- _EXERCISE DESCRIPTION_
What is the number of lines containing the string "this"? Answer with the number only.
══ EXCERPTED DATA
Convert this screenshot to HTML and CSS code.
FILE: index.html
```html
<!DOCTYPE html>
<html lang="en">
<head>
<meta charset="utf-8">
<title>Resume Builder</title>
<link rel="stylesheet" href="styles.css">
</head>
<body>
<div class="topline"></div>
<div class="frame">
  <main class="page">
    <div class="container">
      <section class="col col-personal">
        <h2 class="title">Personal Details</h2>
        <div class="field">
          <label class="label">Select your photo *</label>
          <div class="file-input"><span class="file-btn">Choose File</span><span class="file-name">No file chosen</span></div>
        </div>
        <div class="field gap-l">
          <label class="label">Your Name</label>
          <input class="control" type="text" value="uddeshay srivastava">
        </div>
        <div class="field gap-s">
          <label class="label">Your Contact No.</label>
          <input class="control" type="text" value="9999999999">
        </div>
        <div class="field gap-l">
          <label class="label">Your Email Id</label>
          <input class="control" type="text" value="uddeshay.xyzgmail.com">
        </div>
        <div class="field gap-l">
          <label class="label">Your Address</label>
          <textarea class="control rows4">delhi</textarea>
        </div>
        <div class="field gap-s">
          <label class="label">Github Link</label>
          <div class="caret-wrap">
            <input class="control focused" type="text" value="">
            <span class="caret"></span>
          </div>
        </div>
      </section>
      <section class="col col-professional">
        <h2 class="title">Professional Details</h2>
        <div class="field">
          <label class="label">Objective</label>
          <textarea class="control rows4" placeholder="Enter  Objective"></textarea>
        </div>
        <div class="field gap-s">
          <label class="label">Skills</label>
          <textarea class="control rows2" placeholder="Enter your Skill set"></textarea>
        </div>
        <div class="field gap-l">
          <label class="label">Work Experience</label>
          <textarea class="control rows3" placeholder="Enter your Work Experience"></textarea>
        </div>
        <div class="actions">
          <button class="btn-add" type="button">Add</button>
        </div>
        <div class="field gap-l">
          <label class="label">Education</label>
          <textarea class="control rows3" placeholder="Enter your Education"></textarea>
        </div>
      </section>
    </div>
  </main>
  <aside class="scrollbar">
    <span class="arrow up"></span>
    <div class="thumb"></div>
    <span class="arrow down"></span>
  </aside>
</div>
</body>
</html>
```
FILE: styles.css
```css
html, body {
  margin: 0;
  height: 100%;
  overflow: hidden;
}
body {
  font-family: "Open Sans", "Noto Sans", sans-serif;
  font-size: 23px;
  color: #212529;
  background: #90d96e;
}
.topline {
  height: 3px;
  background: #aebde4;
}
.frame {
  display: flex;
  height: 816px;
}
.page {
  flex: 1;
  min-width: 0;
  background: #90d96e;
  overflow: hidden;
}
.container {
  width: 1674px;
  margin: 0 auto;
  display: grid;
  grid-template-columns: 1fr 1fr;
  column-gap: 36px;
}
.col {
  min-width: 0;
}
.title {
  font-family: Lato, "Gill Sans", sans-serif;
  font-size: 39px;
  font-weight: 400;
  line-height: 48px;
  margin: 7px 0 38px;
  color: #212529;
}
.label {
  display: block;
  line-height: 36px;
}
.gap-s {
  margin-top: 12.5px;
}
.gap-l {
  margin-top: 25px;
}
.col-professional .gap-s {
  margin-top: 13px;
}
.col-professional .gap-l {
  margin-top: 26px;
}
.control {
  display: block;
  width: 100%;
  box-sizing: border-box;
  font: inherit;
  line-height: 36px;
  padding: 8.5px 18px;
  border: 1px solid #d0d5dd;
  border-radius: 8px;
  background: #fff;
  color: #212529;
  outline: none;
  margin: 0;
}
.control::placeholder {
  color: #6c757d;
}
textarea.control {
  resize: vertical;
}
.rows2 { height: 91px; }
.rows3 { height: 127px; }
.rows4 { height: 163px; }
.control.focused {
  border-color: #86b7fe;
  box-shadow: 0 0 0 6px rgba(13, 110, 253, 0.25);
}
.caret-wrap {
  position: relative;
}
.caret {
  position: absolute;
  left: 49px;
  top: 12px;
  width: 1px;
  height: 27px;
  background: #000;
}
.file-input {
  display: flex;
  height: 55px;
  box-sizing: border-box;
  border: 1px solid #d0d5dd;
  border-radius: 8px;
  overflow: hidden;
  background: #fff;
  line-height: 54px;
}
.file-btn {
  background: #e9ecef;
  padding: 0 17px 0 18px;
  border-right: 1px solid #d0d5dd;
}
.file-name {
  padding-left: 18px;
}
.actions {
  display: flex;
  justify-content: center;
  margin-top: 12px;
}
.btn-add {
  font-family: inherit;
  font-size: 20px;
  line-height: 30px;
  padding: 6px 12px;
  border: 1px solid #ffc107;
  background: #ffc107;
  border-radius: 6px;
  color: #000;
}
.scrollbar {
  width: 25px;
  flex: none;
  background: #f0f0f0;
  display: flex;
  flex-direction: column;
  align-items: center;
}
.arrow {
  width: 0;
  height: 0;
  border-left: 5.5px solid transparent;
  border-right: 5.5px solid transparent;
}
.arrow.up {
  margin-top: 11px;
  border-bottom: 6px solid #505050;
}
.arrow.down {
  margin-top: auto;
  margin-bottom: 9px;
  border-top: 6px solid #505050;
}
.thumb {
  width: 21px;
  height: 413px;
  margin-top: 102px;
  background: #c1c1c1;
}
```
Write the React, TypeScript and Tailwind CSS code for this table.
════
- _REPLY TO THE EXERCISE_
2